> **Information shown**:
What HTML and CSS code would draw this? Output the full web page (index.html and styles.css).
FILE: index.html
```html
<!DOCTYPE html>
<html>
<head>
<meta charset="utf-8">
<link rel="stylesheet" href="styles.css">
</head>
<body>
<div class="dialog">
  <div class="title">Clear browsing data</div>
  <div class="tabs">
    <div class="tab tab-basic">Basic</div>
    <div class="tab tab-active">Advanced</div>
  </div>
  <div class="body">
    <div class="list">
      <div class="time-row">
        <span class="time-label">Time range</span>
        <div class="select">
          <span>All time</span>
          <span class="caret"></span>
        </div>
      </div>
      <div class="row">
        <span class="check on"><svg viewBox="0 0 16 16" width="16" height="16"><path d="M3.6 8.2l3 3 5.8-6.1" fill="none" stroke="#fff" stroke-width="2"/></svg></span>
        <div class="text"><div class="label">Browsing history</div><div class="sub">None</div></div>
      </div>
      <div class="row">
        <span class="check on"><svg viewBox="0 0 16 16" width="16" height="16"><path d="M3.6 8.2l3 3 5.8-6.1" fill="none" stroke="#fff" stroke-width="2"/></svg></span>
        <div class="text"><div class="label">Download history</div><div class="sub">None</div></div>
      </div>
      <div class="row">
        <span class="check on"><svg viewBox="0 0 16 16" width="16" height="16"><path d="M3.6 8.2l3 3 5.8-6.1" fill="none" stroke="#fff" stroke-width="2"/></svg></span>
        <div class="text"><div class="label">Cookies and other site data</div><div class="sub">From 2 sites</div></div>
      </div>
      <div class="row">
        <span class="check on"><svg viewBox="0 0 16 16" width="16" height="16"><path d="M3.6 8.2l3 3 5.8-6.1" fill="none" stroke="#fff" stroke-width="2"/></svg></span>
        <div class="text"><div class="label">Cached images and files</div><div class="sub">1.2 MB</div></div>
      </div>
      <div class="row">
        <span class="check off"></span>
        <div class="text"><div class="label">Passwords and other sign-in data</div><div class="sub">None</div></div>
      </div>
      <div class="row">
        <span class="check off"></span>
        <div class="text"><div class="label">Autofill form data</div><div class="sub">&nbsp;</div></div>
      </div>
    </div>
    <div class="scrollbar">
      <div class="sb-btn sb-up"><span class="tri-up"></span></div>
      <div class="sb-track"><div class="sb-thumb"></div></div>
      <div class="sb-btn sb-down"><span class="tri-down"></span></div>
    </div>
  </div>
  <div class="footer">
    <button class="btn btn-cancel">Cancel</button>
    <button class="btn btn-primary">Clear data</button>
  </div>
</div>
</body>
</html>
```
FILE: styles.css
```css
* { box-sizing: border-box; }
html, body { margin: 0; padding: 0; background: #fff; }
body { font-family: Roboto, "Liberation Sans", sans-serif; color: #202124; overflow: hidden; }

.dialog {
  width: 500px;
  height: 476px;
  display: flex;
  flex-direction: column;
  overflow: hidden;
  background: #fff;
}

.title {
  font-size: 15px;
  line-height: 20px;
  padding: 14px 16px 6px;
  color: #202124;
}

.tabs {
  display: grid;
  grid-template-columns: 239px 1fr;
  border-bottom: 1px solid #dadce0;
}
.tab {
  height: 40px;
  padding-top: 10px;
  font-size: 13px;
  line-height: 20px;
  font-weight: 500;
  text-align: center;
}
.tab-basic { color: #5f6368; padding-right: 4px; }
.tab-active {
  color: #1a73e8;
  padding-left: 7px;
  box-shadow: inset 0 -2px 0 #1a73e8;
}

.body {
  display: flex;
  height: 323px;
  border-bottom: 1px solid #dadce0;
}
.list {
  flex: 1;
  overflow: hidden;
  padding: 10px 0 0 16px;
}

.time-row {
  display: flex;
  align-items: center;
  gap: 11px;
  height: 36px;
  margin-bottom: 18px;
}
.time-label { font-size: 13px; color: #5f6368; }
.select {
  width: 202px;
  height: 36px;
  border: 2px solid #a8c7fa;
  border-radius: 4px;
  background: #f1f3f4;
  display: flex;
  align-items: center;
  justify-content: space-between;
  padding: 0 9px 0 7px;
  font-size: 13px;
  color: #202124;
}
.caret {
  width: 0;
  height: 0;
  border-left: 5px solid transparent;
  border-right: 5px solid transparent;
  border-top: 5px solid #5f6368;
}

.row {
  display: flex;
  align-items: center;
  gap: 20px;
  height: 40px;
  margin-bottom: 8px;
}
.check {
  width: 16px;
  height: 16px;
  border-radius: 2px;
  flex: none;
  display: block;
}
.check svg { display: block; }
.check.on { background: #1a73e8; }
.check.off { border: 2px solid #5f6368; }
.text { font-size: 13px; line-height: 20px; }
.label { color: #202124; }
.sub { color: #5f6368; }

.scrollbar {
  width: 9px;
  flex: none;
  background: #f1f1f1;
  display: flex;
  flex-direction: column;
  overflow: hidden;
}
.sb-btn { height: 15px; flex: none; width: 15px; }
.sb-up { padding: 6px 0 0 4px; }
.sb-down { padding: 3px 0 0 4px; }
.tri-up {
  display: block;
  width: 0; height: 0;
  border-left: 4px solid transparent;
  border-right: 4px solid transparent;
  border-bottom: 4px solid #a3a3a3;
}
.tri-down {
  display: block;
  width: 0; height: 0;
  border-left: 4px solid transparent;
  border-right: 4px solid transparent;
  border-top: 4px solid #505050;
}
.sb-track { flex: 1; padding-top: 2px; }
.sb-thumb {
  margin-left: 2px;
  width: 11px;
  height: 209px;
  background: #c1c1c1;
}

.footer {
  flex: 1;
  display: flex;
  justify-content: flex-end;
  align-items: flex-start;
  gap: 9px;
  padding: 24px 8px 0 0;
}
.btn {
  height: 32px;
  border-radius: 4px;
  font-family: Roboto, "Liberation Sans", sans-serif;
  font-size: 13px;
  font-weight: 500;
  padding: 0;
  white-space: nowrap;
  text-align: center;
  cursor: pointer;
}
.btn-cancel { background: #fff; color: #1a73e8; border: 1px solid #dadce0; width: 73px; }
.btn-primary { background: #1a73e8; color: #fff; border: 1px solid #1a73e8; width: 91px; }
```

> **Problem statement**: Retype the listing above in full, with no alterations.

> **Full answer**:
What HTML and CSS code would draw this? Output the full web page (index.html and styles.css).
FILE: index.html
```html
<!DOCTYPE html>
<html>
<head>
<meta charset="utf-8">
<link rel="stylesheet" href="styles.css">
</head>
<body>
<div class="dialog">
  <div class="title">Clear browsing data</div>
  <div class="tabs">
    <div class="tab tab-basic">Basic</div>
    <div class="tab tab-active">Advanced</div>
  </div>
  <div class="body">
    <div class="list">
      <div class="time-row">
        <span class="time-label">Time range</span>
        <div class="select">
          <span>All time</span>
          <span class="caret"></span>
        </div>
      </div>
      <div class="row">
        <span class="check on"><svg viewBox="0 0 16 16" width="16" height="16"><path d="M3.6 8.2l3 3 5.8-6.1" fill="none" stroke="#fff" stroke-width="2"/></svg></span>
        <div class="text"><div class="label">Browsing history</div><div class="sub">None</div></div>
      </div>
      <div class="row">
        <span class="check on"><svg viewBox="0 0 16 16" width="16" height="16"><path d="M3.6 8.2l3 3 5.8-6.1" fill="none" stroke="#fff" stroke-width="2"/></svg></span>
        <div class="text"><div class="label">Download history</div><div class="sub">None</div></div>
      </div>
      <div class="row">
        <span class="check on"><svg viewBox="0 0 16 16" width="16" height="16"><path d="M3.6 8.2l3 3 5.8-6.1" fill="none" stroke="#fff" stroke-width="2"/></svg></span>
        <div class="text"><div class="label">Cookies and other site data</div><div class="sub">From 2 sites</div></div>
      </div>
      <div class="row">
        <span class="check on"><svg viewBox="0 0 16 16" width="16" height="16"><path d="M3.6 8.2l3 3 5.8-6.1" fill="none" stroke="#fff" stroke-width="2"/></svg></span>
        <div class="text"><div class="label">Cached images and files</div><div class="sub">1.2 MB</div></div>
      </div>
      <div class="row">
        <span class="check off"></span>
        <div class="text"><div class="label">Passwords and other sign-in data</div><div class="sub">None</div></div>
      </div>
      <div class="row">
        <span class="check off"></span>
        <div class="text"><div class="label">Autofill form data</div><div class="sub">&nbsp;</div></div>
      </div>
    </div>
    <div class="scrollbar">
      <div class="sb-btn sb-up"><span class="tri-up"></span></div>
      <div class="sb-track"><div class="sb-thumb"></div></div>
      <div class="sb-btn sb-down"><span class="tri-down"></span></div>
    </div>
  </div>
  <div class="footer">
    <button class="btn btn-cancel">Cancel</button>
    <button class="btn btn-primary">Clear data</button>
  </div>
</div>
</body>
</html>
```
FILE: styles.css
```css
* { box-sizing: border-box; }
html, body { margin: 0; padding: 0; background: #fff; }
body { font-family: Roboto, "Liberation Sans", sans-serif; color: #202124; overflow: hidden; }

.dialog {
  width: 500px;
  height: 476px;
  display: flex;
  flex-direction: column;
  overflow: hidden;
  background: #fff;
}

.title {
  font-size: 15px;
  line-height: 20px;
  padding: 14px 16px 6px;
  color: #202124;
}

.tabs {
  display: grid;
  grid-template-columns: 239px 1fr;
  border-bottom: 1px solid #dadce0;
}
.tab {
  height: 40px;
  padding-top: 10px;
  font-size: 13px;
  line-height: 20px;
  font-weight: 500;
  text-align: center;
}
.tab-basic { color: #5f6368; padding-right: 4px; }
.tab-active {
  color: #1a73e8;
  padding-left: 7px;
  box-shadow: inset 0 -2px 0 #1a73e8;
}

.body {
  display: flex;
  height: 323px;
  border-bottom: 1px solid #dadce0;
}
.list {
  flex: 1;
  overflow: hidden;
  padding: 10px 0 0 16px;
}

.time-row {
  display: flex;
  align-items: center;
  gap: 11px;
  height: 36px;
  margin-bottom: 18px;
}
.time-label { font-size: 13px; color: #5f6368; }
.select {
  width: 202px;
  height: 36px;
  border: 2px solid #a8c7fa;
  border-radius: 4px;
  background: #f1f3f4;
  display: flex;
  align-items: center;
  justify-content: space-between;
  padding: 0 9px 0 7px;
  font-size: 13px;
  color: #202124;
}
.caret {
  width: 0;
  height: 0;
  border-left: 5px solid transparent;
  border-right: 5px solid transparent;
  border-top: 5px solid #5f6368;
}

.row {
  display: flex;
  align-items: center;
  gap: 20px;
  height: 40px;
  margin-bottom: 8px;
}
.check {
  width: 16px;
  height: 16px;
  border-radius: 2px;
  flex: none;
  display: block;
}
.check svg { display: block; }
.check.on { background: #1a73e8; }
.check.off { border: 2px solid #5f6368; }
.text { font-size: 13px; line-height: 20px; }
.label { color: #202124; }
.sub { color: #5f6368; }

.scrollbar {
  width: 9px;
  flex: none;
  background: #f1f1f1;
  display: flex;
  flex-direction: column;
  overflow: hidden;
}
.sb-btn { height: 15px; flex: none; width: 15px; }
.sb-up { padding: 6px 0 0 4px; }
.sb-down { padding: 3px 0 0 4px; }
.tri-up {
  display: block;
  width: 0; height: 0;
  border-left: 4px solid transparent;
  border-right: 4px solid transparent;
  border-bottom: 4px solid #a3a3a3;
}
.tri-down {
  display: block;
  width: 0; height: 0;
  border-left: 4px solid transparent;
  border-right: 4px solid transparent;
  border-top: 4px solid #505050;
}
.sb-track { flex: 1; padding-top: 2px; }
.sb-thumb {
  margin-left: 2px;
  width: 11px;
  height: 209px;
  background: #c1c1c1;
}

.footer {
  flex: 1;
  display: flex;
  justify-content: flex-end;
  align-items: flex-start;
  gap: 9px;
  padding: 24px 8px 0 0;
}
.btn {
  height: 32px;
  border-radius: 4px;
  font-family: Roboto, "Liberation Sans", sans-serif;
  font-size: 13px;
  font-weight: 500;
  padding: 0;
  white-space: nowrap;
  text-align: center;
  cursor: pointer;
}
.btn-cancel { background: #fff; color: #1a73e8; border: 1px solid #dadce0; width: 73px; }
.btn-primary { background: #1a73e8; color: #fff; border: 1px solid #1a73e8; width: 91px; }
```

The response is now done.